Hint: It’s the most expensive stock in the world.

BRIEFS

● Residents voted on Saturday to incorporate the new city of Starbase, Texas. Just north of the Mexican border, the 1.6 square-mile coastal city is home to SpaceX's HQ and launch facility and is mostly populated by a few hundred SpaceX employees.

● The S&P 500, a stock index tracking 500 major companies, rose on Friday for the ninth day in a row. That's its longest win streak since 2004. The index has now erased the losses it suffered after Trump's reciprocal tariffs announcement on April 2.

● Australians voted on Saturday — voting is legally required, by the way — to keep Prime Minister Anthony Albanese and his liberal Labor Party government. As with Canada last week, the victory is widely viewed as a repudiation of President Trump.

● Prince Harry will not receive government-funded security during trips back to the United Kingdom. He lost a court battle on Friday trying to restore his police protection that the government yanked after he bailed on royal life and moved to California.

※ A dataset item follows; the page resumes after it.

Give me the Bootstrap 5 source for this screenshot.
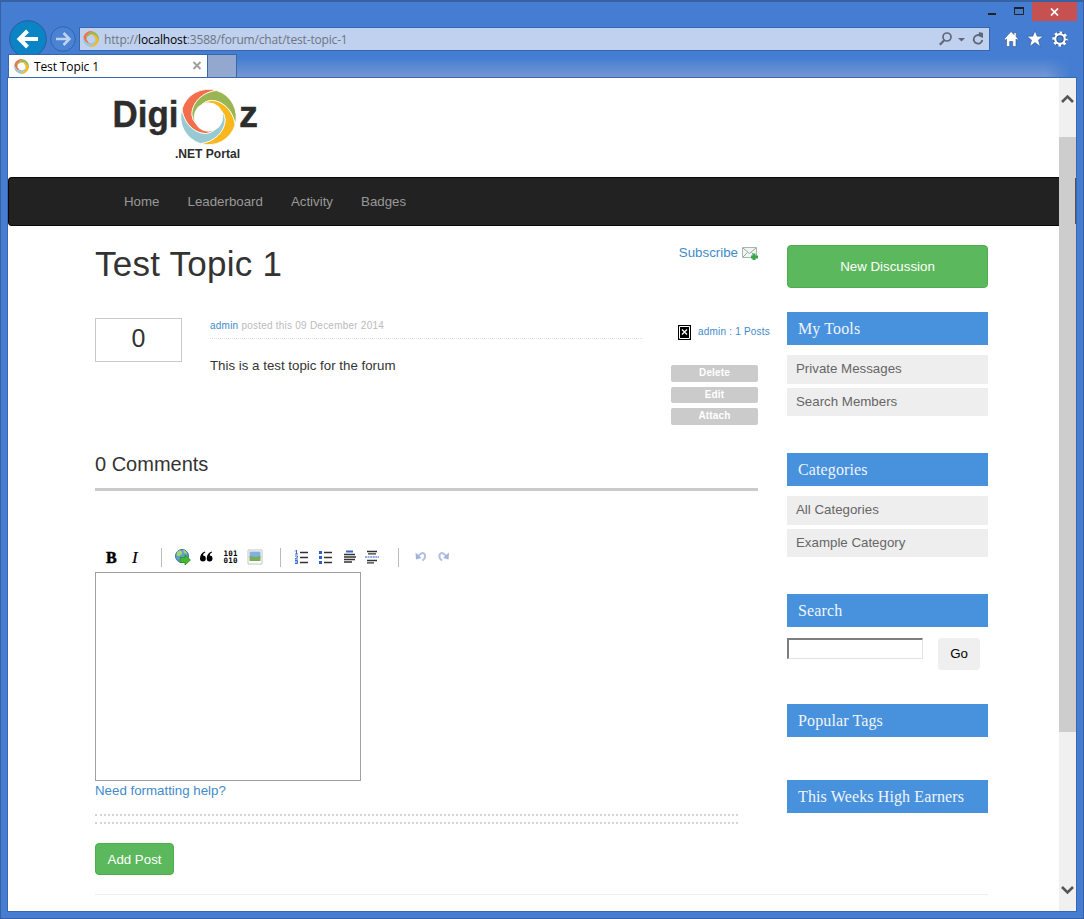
<!DOCTYPE html>
<html lang="en">
<head>
<meta charset="utf-8">
<title>Test Topic 1</title>
<meta name="viewport" content="width=device-width, initial-scale=1">
<link href="https://cdn.jsdelivr.net/npm/bootstrap@5.3.0/dist/css/bootstrap.min.css" rel="stylesheet">
<style>
  html, body { height: 100%; overflow: hidden; }
  body { font-family: "Liberation Sans", Arial, sans-serif; font-size: 13.3px; line-height: 20px; color: #333; }
  a { color: #428bca; text-decoration: none; }
  svg { display: block; flex: none; }
  .win { width: 1084px; height: 919px; background: #447dd1; border: 1px solid #3861a3; border-top-width: 2px; }
  .chrome { height: 75px; font-family: "Open Sans", "Noto Sans", sans-serif; color: #000; }
  .titlebar { height: 19px; padding-right: 6px; }
  .close-box { width: 45px; height: 19px; background: #c75050; margin-left: 1px; }
  .addr-row { height: 33px; padding: 2px 14px 0 8px; }
  .addr { width: 911px; height: 24px; background: #bfd1ee; border: 1px solid #3a66ad; font-size: 12px; color: #6d7683; }
  .addr .url { letter-spacing: -.17px; padding-top: 2px; }
  .addr b { font-weight: 400; color: #000; }
  .tab-row { height: 23px; position: relative; padding-left: 7px; z-index: 1; }
  .tab-row .haze { flex: 1; margin-right: 12px; background: linear-gradient(#447dd1 15%, #7597d3); -webkit-mask-image: linear-gradient(90deg, #000 97%, transparent); mask-image: linear-gradient(90deg, #000 97%, transparent); }
  .page-tab { width: 200px; background: #fff; border: 1px solid #3a66ad; border-bottom: 0; font-size: 12px; }
  .page-tab span { padding-top: 2px; letter-spacing: -.12px; }
  .new-tab { width: 29px; background: #92a8cf; border: 1px solid #3a66ad; border-left: 0; border-bottom: 0; }
  .client { height: 835px; margin: 0 6px; border: 1px solid #3a66ad; background: #fff; }
  .view { width: 1051px; }
  .scroller { width: 17px; background: #f0f0f0; }
  .scroller .arrow { height: 59px; padding-top: 16px; }
  .scroller .thumb { height: 595px; background: #cdcdcd; padding-top: 41px; }
  .scroller .thumb i { display: block; width: 1px; height: 46px; margin-left: 16px; background: #555; }
  .brand { height: 99px; padding-left: 82px; }
  .main-nav { height: 49px; background: #222; border: 1px solid #080808; border-right: 0; border-radius: 4px 0 0 4px; padding: 0 0 0 101px; }
  .main-nav .navbar-nav .nav-link { padding: 0 14px; color: #999; font-size: 13.3px; }
  .wrap { width: 893px; margin-left: 87px; height: 668px; }
  .left { width: 663px; }
  .side { width: 201px; padding-top: 19px; }
  .topic-head { height: 92px; }
  h1 { font-size: 35px; font-weight: 400; line-height: 40px; margin: 18px 0 0; letter-spacing: .25px; }
  .subs { margin-top: 17px; }
  .post { height: 126px; }
  .votes { width: 87px; height: 44px; border: 1px solid #c8c8c8; font-size: 25px; line-height: 39px; margin-right: 28px; }
  .body-col { width: 433px; margin-right: 28px; }
  .meta { height: 21px; font-size: 10px; line-height: 15px; color: #bbb; border-bottom: 1px dotted #ddd; letter-spacing: .23px; }
  .says { margin-top: 17px; letter-spacing: 0; }
  .who { height: 28px; margin: 0 -14px 0 7px; font-size: 10px; letter-spacing: .2px; }
  .who a { margin-left: 7px; }
  .tiny { display: block; width: 87px; height: 16.5px; margin-bottom: 5px; padding: 0; border: 0; border-radius: 2px; background: #cbcbcb; color: #fff; font-size: 10px; font-weight: 700; line-height: 16px; letter-spacing: .15px; }
  .comments { height: 47px; border-bottom: 3px solid #cbcbcb; font-size: 20px; line-height: 40px; font-weight: 400; margin: 0; letter-spacing: 0; }
  .tools { height: 24px; margin-top: 54px; padding-left: 4px; }
  .tools .sep { width: 1px; height: 19px; background: #bbb; }
  .editor { display: block; width: 266px; height: 209px; border: 1px solid #a0a0a0; margin-top: 3px; resize: none; }
  .dots { width: 643px; height: 10px; margin-top: 13px; border: dotted #d5d5d5; border-width: 2px 0; }
  .btn-go { background: #5cb85c; border: 1px solid #4cae4c; color: #fff; border-radius: 4px; font-size: 13.3px; padding: 0; }
  .add { width: 79px; height: 32px; margin-top: 19px; line-height: 29px; }
  .disc { width: 201px; height: 43px; padding-top: 1px; }
  .side h2 { height: 33px; margin: 0 0 10px; padding-left: 11px; background: #4891dd; color: #f0f5fc; font: 400 16px/33px "Liberation Serif", "Times New Roman", serif; letter-spacing: .12px; }
  .side .pick { height: 28.5px; margin-bottom: 4px; padding-left: 9px; background: #eee; color: #666; line-height: 28px; }
  .find { width: 136px; height: 21px; border: 2px solid; border-color: #7d7d7d #e3e3e3 #e3e3e3 #7d7d7d; border-right-width: 1px; border-bottom-width: 1px; background: #fff; }
  .go { width: 42px; height: 32px; margin-left: 15px; background: #efefef; border: 0; border-radius: 4px; padding: 0; color: #000; font-size: 13.3px; }
  .foot { width: 893px; margin-left: 87px; border-top: 1px solid #eee; }
</style>
</head>
<body>
<svg width="0" height="0" class="position-absolute" aria-hidden="true">
  <defs>
    <path id="petal" d="M8-26.500A27.600 27.600 0 0 0-26.500-8C-25 6-14 17-2 16.500Q3 16 6 13A14.400 14.400 0 0 1-13 6Q-16 3-16.500-2C-17-14-6-25 8-26.500Z"/>
    <g id="swirl">
      <use href="#petal" fill="#f36e4b"/>
      <use href="#petal" fill="#9ab652" transform="rotate(90)"/>
      <use href="#petal" fill="#f8b71c" transform="rotate(180)"/>
      <use href="#petal" fill="#97cad2" transform="rotate(270)"/>
    </g>
  </defs>
</svg>
<div class="win">
  <header class="chrome">
    <div class="titlebar d-flex justify-content-end">
      <svg width="50" height="19" viewBox="0 0 50 19"><path d="M7 11h8v2H7z" fill="#222"/><path d="M33.500 6h9v6.500h-9z" fill="none" stroke="#222"/><path d="M33 5h10v2H33z" fill="#222"/></svg>
      <div class="close-box d-flex align-items-center justify-content-center">
        <svg width="9" height="8" viewBox="0 0 9 8"><path d="M1 .5l7 7M8 .5l-7 7" stroke="#fff" stroke-width="1.700"/></svg>
      </div>
    </div>
    <div class="addr-row d-flex align-items-center">
      <svg width="38" height="38" viewBox="0 0 38 38"><circle cx="19" cy="19" r="18.300" fill="#0a84c4" stroke="#2c5c9c"/><path d="M29 19H11M18.500 11l-8 8 8 8" fill="none" stroke="#fff" stroke-width="4"/></svg>
      <svg style="margin:0 3px" width="26" height="26" viewBox="0 0 26 26"><circle cx="13" cy="13" r="12.300" fill="#4a82d4" stroke="#3564aa"/><path d="M6 13h13M13.500 7l6 6-6 6" fill="none" stroke="#c0d3ee" stroke-width="2.500"/></svg>
      <div class="addr d-flex align-items-center flex-shrink-0">
        <svg style="margin:0 5px 0 3px" width="16" height="16" viewBox="-28 -28 56 56"><use href="#swirl"/></svg>
        <span class="url flex-grow-1">http://<b>localhost</b>:3588/forum/chat/test-topic-1</span>
        <svg width="50" height="20" viewBox="0 0 50 20" fill="none" stroke="#5f6878"><circle cx="8" cy="8" r="4" stroke-width="1.700"/><path d="M5 11.500L.8 15.700" stroke-width="2.200"/><path d="M19 9h7l-3.500 3.500z" fill="#5f6878" stroke="none"/><path d="M41 6.500A4.300 4.300 0 1 0 43.300 11" stroke-width="1.800"/><path d="M40 3l4 1v5l-4.500-2z" fill="#5f6878" stroke="none"/></svg>
      </div>
      <svg style="margin-left:14px" width="66" height="18" viewBox="0 0 66 18"><g fill="#fff" stroke="#31588f" stroke-width=".6"><path d="M7 1.500L.2 9l1 1.200L2.500 9v7.500h3.200v-5h3v5H12V9l1.200 1.200 1-1.200-2-2.200V2.500H10v2z"/><path d="M31 .7l2.200 5.500h6L34.500 10l1.800 6.500-5.300-3.900-5.300 3.900L27.500 10l-4.700-3.800h6z"/></g><g transform="translate(56 9)"><circle r="4.800" fill="none" stroke="#31588f" stroke-width="4.200"/><circle r="6.500" fill="none" stroke="#fff" stroke-width="2.200" stroke-dasharray="2.600 2.505" stroke-dashoffset="1.300"/><circle r="4.800" fill="none" stroke="#fff" stroke-width="2.200"/></g></svg>
    </div>
    <div class="tab-row d-flex">
      <div class="page-tab d-flex align-items-center">
        <svg style="margin:0 5px" width="15" height="15" viewBox="-28 -28 56 56"><use href="#swirl"/></svg>
        <span class="flex-grow-1">Test Topic 1</span>
        <svg class="me-1" width="11" height="10" viewBox="0 0 11 10"><path d="M1.500 1l7 7M8.500 1l-7 7" stroke="#a0a0a0" stroke-width="2"/></svg>
      </div>
      <div class="new-tab"></div>
      <div class="haze"></div>
    </div>
  </header>
  <div class="client d-flex">
    <div class="view">
      <div class="brand">
        <svg width="200" height="90" viewBox="0 0 200 90" fill="#2d2d2d" font-family="Liberation Sans, Arial, sans-serif" font-weight="700">
          <text x="22.500" y="49" font-size="36" textLength="66" lengthAdjust="spacingAndGlyphs" stroke="#2d2d2d" stroke-width=".4">Digi</text>
          <text x="149" y="49" font-size="36" textLength="19" lengthAdjust="spacingAndGlyphs" stroke="#2d2d2d" stroke-width=".4">z</text>
          <text x="85" y="80" font-size="12" textLength="65" lengthAdjust="spacingAndGlyphs">.NET Portal</text>
          <use href="#swirl" transform="translate(118.500 39)" stroke="#fff" stroke-width=".8"/>
        </svg>
      </div>
      <nav class="main-nav navbar navbar-expand">
        <div class="navbar-nav">
          <a class="nav-link" href="#">Home</a>
          <a class="nav-link" href="#">Leaderboard</a>
          <a class="nav-link" href="#">Activity</a>
          <a class="nav-link" href="#">Badges</a>
        </div>
      </nav>
      <main class="wrap d-flex justify-content-between">
        <section class="left">
          <div class="topic-head d-flex justify-content-between align-items-start">
            <h1>Test Topic 1</h1>
            <a class="subs d-flex align-items-center" href="#">Subscribe
              <svg class="ms-1" width="16" height="14" viewBox="0 0 16 14"><path d="M.5 1.500h14v10H.5z" fill="#f0f5f3" stroke="#a9b5b2"/><path d="M1 2l6.500 5.500L14 2M1 11l4.500-4.500M14 11L9.500 6.500" fill="none" stroke="#9aa8a4"/><path d="M10.500 7.500h3v2H16v3h-2.500V14h-3v-1.500H9v-3h1.500z" fill="#3aa54a"/></svg>
            </a>
          </div>
          <article class="post d-flex align-items-start">
            <div class="votes text-center">0</div>
            <div class="body-col">
              <div class="meta"><a href="#">admin</a> posted this 09 December 2014</div>
              <div class="says">This is a test topic for the forum</div>
            </div>
            <div>
              <div class="who d-flex align-items-center text-nowrap">
                <svg width="13" height="15" viewBox="0 0 13 15"><path fill="#000" d="M0 0h13v15H0z"/><path d="M1.500 1.500h10v12h-10z" fill="none" stroke="#fff"/><path d="M4 4.500l5 5M9 4.500l-5 5" stroke="#fff" stroke-width="1.300"/></svg>
                <a href="#">admin : 1 Posts</a>
              </div>
              <div style="height:19px"></div>
              <button class="tiny">Delete</button>
              <button class="tiny">Edit</button>
              <button class="tiny">Attach</button>
            </div>
          </article>
          <h3 class="comments">0 Comments</h3>
          <div class="tools d-flex align-items-center">
            <svg width="24" height="20" viewBox="0 0 24 20"><text x="7" y="15.500" font-family="Liberation Serif, serif" font-weight="700" font-size="16" stroke="#000" stroke-width=".5">B</text></svg>
            <svg width="24" height="20" viewBox="0 0 24 20"><text x="9" y="15.500" font-family="Liberation Serif, serif" font-style="italic" font-size="17" stroke="#000" stroke-width=".2">I</text></svg>
            <span class="sep" style="margin:0 9px 0 14px"></span>
            <svg width="24" height="20" viewBox="0 0 24 20"><circle cx="11" cy="9" r="6.500" fill="#5e9ed0" stroke="#3f75a5"/><path d="M6 5c2-2 4-2 5 0s-2 4-4 4-1-2-1-4zM12 3c2 0 4 2 4 4l-3-1zM8 11l4-1 2 2-3 2z" fill="#a4d76a"/><path d="M9 10.500h5V8l5.500 5-5.500 5v-2.500H9z" fill="#45b832" stroke="#2b8d22" stroke-width=".8"/></svg>
            <svg width="24" height="20" viewBox="0 0 24 20"><g id="q"><path d="M10 4.500C7 5.500 5 8 5 11.500a2.900 2.900 0 1 0 3-2.900c0-1.300.8-2.500 2.300-3.200z"/></g><use href="#q" x="6.700"/></svg>
            <svg width="24" height="20" viewBox="0 0 24 20" font-family="DejaVu Sans Mono, monospace" font-size="7.500" font-weight="700"><text x="4.500" y="8.500" textLength="14">101</text><text x="4.500" y="15.500" textLength="14">010</text></svg>
            <svg width="24" height="20" viewBox="0 0 24 20"><path d="M5 3h14v14H5z" fill="#fff" stroke="#c4c4c4"/><path d="M6.500 4.500h11v6h-11z" fill="#83aee0"/><path d="M6.500 9l6 1 5-1v5h-11z" fill="#79ad55"/></svg>
            <span class="sep" style="margin:0 9px 0 13px"></span>
            <svg width="24" height="20" viewBox="0 0 24 20"><path d="M10 5.500h8M10 10.500h8M10 15.500h8" stroke="#333" stroke-width="1.300"/><path d="M6.500 3v4M5 4.500L6.500 3M5 7h3M5 9h2.500v1.300L5 12h3M5 13.500h2.500v3H5M5 15h2.500" fill="none" stroke="#3d6cd0"/></svg>
            <svg width="24" height="20" viewBox="0 0 24 20"><path d="M10 5.500h8M10 10.500h8M10 15.500h8" stroke="#333" stroke-width="1.300"/><path d="M5 4h3v3H5zM5 9h3v3H5zM5 14h3v3H5z" fill="#2d5fd0"/></svg>
            <svg width="24" height="20" viewBox="0 0 24 20"><path d="M8 4.500h7" stroke="#356bc4" stroke-width="2"/><path d="M6 7.500h11M6 10h12M6 12.500h11M6 15h8" stroke="#333" stroke-width="1.500"/></svg>
            <svg width="24" height="20" viewBox="0 0 24 20"><path d="M5 4.500h10M6 6.900h8M5 13.500h10M5 15.900h7" stroke="#333" stroke-width="1.400"/><path d="M3 10h14" stroke="#6594da" stroke-width="1.300" stroke-dasharray="2 .6"/></svg>
            <span class="sep" style="margin:0 10px 0 12px"></span>
            <svg width="24" height="20" viewBox="0 0 24 20" ><g id="undo"><path d="M8.500 10.500C11 6 15 4.500 16 8c.5 2.500-1 4.500-2.500 5.500" fill="none" stroke="#b3c1de" stroke-width="2"/><path d="M6.500 5.500l.5 7 5.500-1.500z" fill="#9fb5de"/></g></svg>
            <svg width="24" height="20" viewBox="0 0 24 20"><use href="#undo" transform="matrix(-1 0 0 1 22.500 0)"/></svg>
          </div>
          <textarea class="editor"></textarea>
          <a class="d-block" href="#">Need formatting help?</a>
          <div class="dots"></div>
          <button class="btn btn-go add">Add Post</button>
        </section>
        <aside class="side">
          <button class="btn btn-go disc">New Discussion</button>
          <h2 style="margin-top:24px">My Tools</h2>
          <div class="pick">Private Messages</div>
          <div class="pick">Search Members</div>
          <h2 style="margin-top:37px">Categories</h2>
          <div class="pick">All Categories</div>
          <div class="pick">Example Category</div>
          <h2 style="margin-top:37px">Search</h2>
          <div class="d-flex align-items-start" style="padding-top:1px">
            <input class="find" type="text" aria-label="Search">
            <button class="go">Go</button>
          </div>
          <h2 style="margin-top:34px">Popular Tags</h2>
          <h2 style="margin-top:43px">This Weeks High Earners</h2>
        </aside>
      </main>
      <div class="foot"></div>
    </div>
    <div class="scroller d-flex flex-column">
      <div class="arrow"><svg width="17" height="10" viewBox="0 0 17 10"><path d="M3 8l5.500-5.500L14 8" fill="none" stroke="#555" stroke-width="2.600"/></svg></div>
      <div class="thumb"><i></i></div>
      <svg class="mt-auto mb-3" width="17" height="10" viewBox="0 0 17 10"><path d="M3 2l5.500 5.500L14 2" fill="none" stroke="#555" stroke-width="2.600"/></svg>
    </div>
  </div>
</div>
<script src="https://cdn.jsdelivr.net/npm/bootstrap@5.3.0/dist/js/bootstrap.bundle.min.js"></script>
</body>
</html>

● The Trump administration on Friday asked the Supreme Court to grant Elon Musk’s DOGE team access to Social Security data. A lower judge blocked access based on the data’s sensitive nature, but DOGE argues it’s trying to combat waste and fraud.

QUOTE

I could code talk to white guys watching football, fixing their truck, doing that, that I could put them at ease. I was the permission structure to say, 'Look, you can do this and vote for this.'

— Minnesota Gov. Tim Walz, on why Kamala Harris picked him as the Democratic VP nominee last year

ANSWER

A single share of Berkshire Hathaway will cost you an astounding $810,000. The number is so high because there aren’t many shares available. The pie simply isn’t split into nearly as many pieces. For reference, a single share of Apple runs about $205.